Yesterday, Wikileaks published a draft of the
intellectual property chapter of the secretive and controversial
Trans-Pacific Partnership Agreement (TPP).
This document is the first full chapter to be leaked. The TPP is
billed as a free-trade
agreement that will prepare the US and 11 other Pacific-rim
nations. This leak gives clearer insight
about how far-reaching and potentially damaging this agreement,
which the Obama Administration hopes to hammer out by the of the
year, could be. Here are some of the worst features discovered
in the Intellectual Property chapter.
1. Loose Language Means Worse
Laws: Earlier this week, Reason contacted
Simon Lester, a trade policy analyst with Cato, regarding the TPP.
Having read prior leaks, he cautioned that “the problem is, a lot
of [TPP] rules are very vague.”
The newly released document shows the same trend. Addressing how
this group of nations will deal with everything from copyrights, to
domain names, to Internet service provider liability, and even
border enforcement,
the language throughout this 95-page chapter is dangerously broad.
Governments have enough trouble reconciling technology and the law
in a productive way, and allowing a centralized body of authority
to make sweeping, international decisions is a poor foundation to
remedy that issue.
2. You Don’t Really Own Your Phone…Or Any Electronic
Device: Although
unlocking your phone has been illegal for nearly two decades in
the US, legislators have been working this year to do away with the
outdated, innovation-stifling
Digital Millenium Copyright Act. The TPP would
crush these efforts and extend the same bad legislation abroad.
The draft states
that the 12 nations would “provide adequate legal protection and
effective legal remedies against the circumvention of effective
technological measures.” This means that despite having paid for an
iPhone or Xbox One, you would not legally be allowed to tinker with
the device, because the TPP would make it illegal to tamper with
manufacturers’ digital locks that prevent you from from changing
carriers or share copies of your video games.
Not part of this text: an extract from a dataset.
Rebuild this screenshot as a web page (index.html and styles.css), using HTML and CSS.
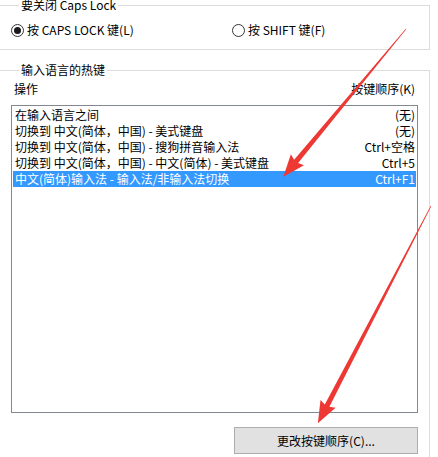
FILE: index.html
```html
<!DOCTYPE HTML><html>
<head>
	<meta name="viewport" charset="UTF-8" content="width=device-width, initial-scale=1">
	<title>文本服务和输入语言</title>
	<link rel="stylesheet" href="styles.css">
</head>
<body>
	<fieldset class="group caps">
		<legend>要关闭 Caps Lock</legend>
		<div class="radios">
			<label class="radio"><span class="dot on"></span>按 CAPS LOCK 键(L)</label>
			<label class="radio"><span class="dot"></span>按 SHIFT 键(F)</label>
		</div>
	</fieldset>

	<fieldset class="group keys">
		<legend>输入语言的热键</legend>
		<div class="heads"><span class="op">操作</span><span>按键顺序(K)</span></div>
		<div class="list">
			<div class="row"><span>在输入语言之间</span><span>(无)</span></div>
			<div class="row"><span>切换到 中文(简体，中国) - 美式键盘</span><span>(无)</span></div>
			<div class="row"><span>切换到 中文(简体，中国) - 搜狗拼音输入法</span><span>Ctrl+空格</span></div>
			<div class="row"><span>切换到 中文(简体，中国) - 中文(简体) - 美式键盘</span><span>Ctrl+5</span></div>
			<div class="row selected"><span>中文(简体)输入法 - 输入法/非输入法切换</span><span>Ctrl+F1</span></div>
		</div>
		<div class="actions"><button class="btn">更改按键顺序(C)...</button></div>
	</fieldset>

	<!-- red arrows drawn over the dialog -->
	<svg class="arrows" width="438" height="457" viewBox="0 0 438 457">
		<polygon transform="translate(406,29) rotate(129.7)" points="0,-0.3 172,-2.6 170,-8.5 192,0 170,8.5 172,2.6 0,0.3"/>
		<polygon transform="translate(431,206) rotate(117.5)" points="0,-0.3 225,-2.6 223,-8.5 245,0 223,8.5 225,2.6 0,0.3"/>
	</svg>
</body>
</html>
```
FILE: styles.css
```css
html {
	overflow: hidden;
}
body {
	position: relative;
	margin: 0;
	width: 438px;
	height: 457px;
	background-color: #ffffff;
	color: #000000;
	font-family: "Noto Sans CJK SC", "Noto Sans", sans-serif;
	font-size: 12px;
}
.group {
	margin: 0 0 0 -10px;
	width: 440px;
	box-sizing: border-box;
	border: 1px solid #dcdcdc;
	padding: 0 11px 0 20px;
	min-inline-size: 0;
}
.group legend {
	margin-left: 8px;
	padding: 0 2px;
	line-height: 12px;
}
.caps {
	margin-top: -1px;
	padding-top: 11px;
	padding-bottom: 11px;
}
.radios {
	display: grid;
	grid-template-columns: 221px 1fr;
	line-height: 16px;
}
.radio {
	display: flex;
	align-items: center;
	gap: 3px;
}
.dot {
	width: 11px;
	height: 11px;
	border: 1px solid #333333;
	border-radius: 50%;
	display: flex;
	align-items: center;
	justify-content: center;
}
.dot.on::after {
	content: "";
	width: 7px;
	height: 7px;
	border-radius: 50%;
	background-color: #1a1a1a;
}
.keys {
	margin-top: 14px;
	padding-top: 5px;
	padding-bottom: 12px;
}
.heads {
	display: flex;
	justify-content: space-between;
	line-height: 16px;
	padding-right: 3px;
}
.heads .op {padding-left: 3px;}
.list {
	margin-top: 8px;
	height: 308px;
	box-sizing: border-box;
	border: 1px solid #828790;
	padding: 1px;
}
.row {
	display: flex;
	justify-content: space-between;
	height: 16px;
	line-height: 16px;
	padding: 0 1px 0 2px;
	white-space: nowrap;
}
.row.selected {
	background-color: #3399ff;
	color: #ffffff;
}
.actions {
	display: flex;
	justify-content: flex-end;
	margin-top: 14px;
}
.btn {
	width: 184px;
	height: 27px;
	border: 1px solid #adadad;
	background-color: #e1e1e1;
	font-family: inherit;
	font-size: 12px;
	color: #000000;
	padding: 0;
}
.arrows {
	position: absolute;
	left: 0;
	top: 0;
	fill: #ee3833;
	pointer-events: none;
}
```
3. Copyrights and Cronyist Collusion: It’s
no secret that CEOs from the Recording Industry Association of
America (RIAA), Pharmaceutical Research and Manufacturers of
America (PhRMA), International Trademark Association (INTA), and
many others
voiced their support for the TPP in an open letter to Obama.
Luckily for these large copyright holders, the agreement would
extend copyright terms up to 100 years after an author’s death and
as much as 120 years for unpublished corporate works.
The Electronic Frontier Foundation (EFF)
explains that “such bloated term lengths benefit only a
vanishingly small portion of available works, and impoverish
the public domain of our collective history,” and points
out that “the U.S. will see no new published works enter the public
domain until 2019.”
Compounding this problem, the TPP intends to make service providers liable for
copyright-infringing material that they host. This would
essentially force Comcast, Time Warner Cable, others to become
private Internet police not just for the U.S. government, but for
all 12 countries in the agreement.
4. The U.S. Government is the Leading the
Charge: The draft lets readers see where nations
disagreed about terms of the agreement. Thus, we know that the US
pushed for 120-year copyrights, Chile opposed the idea, and
Australia and others proposed 70-year terms. This is consistent
throughout. More than any other, it is the US government that
pushed in favor of stricter rules and regulations. Peter Peter
Maybarduk, a director at the advocacy group Public Citizen,
said it’s “the Obama administration’s shameful bullying” that
dominates the TPP negotiations. The EFF lauds the “numerous heroic
proposals for fixes, most notably from Canada and Chile” to strike
down the US’s “dangerous provisions.”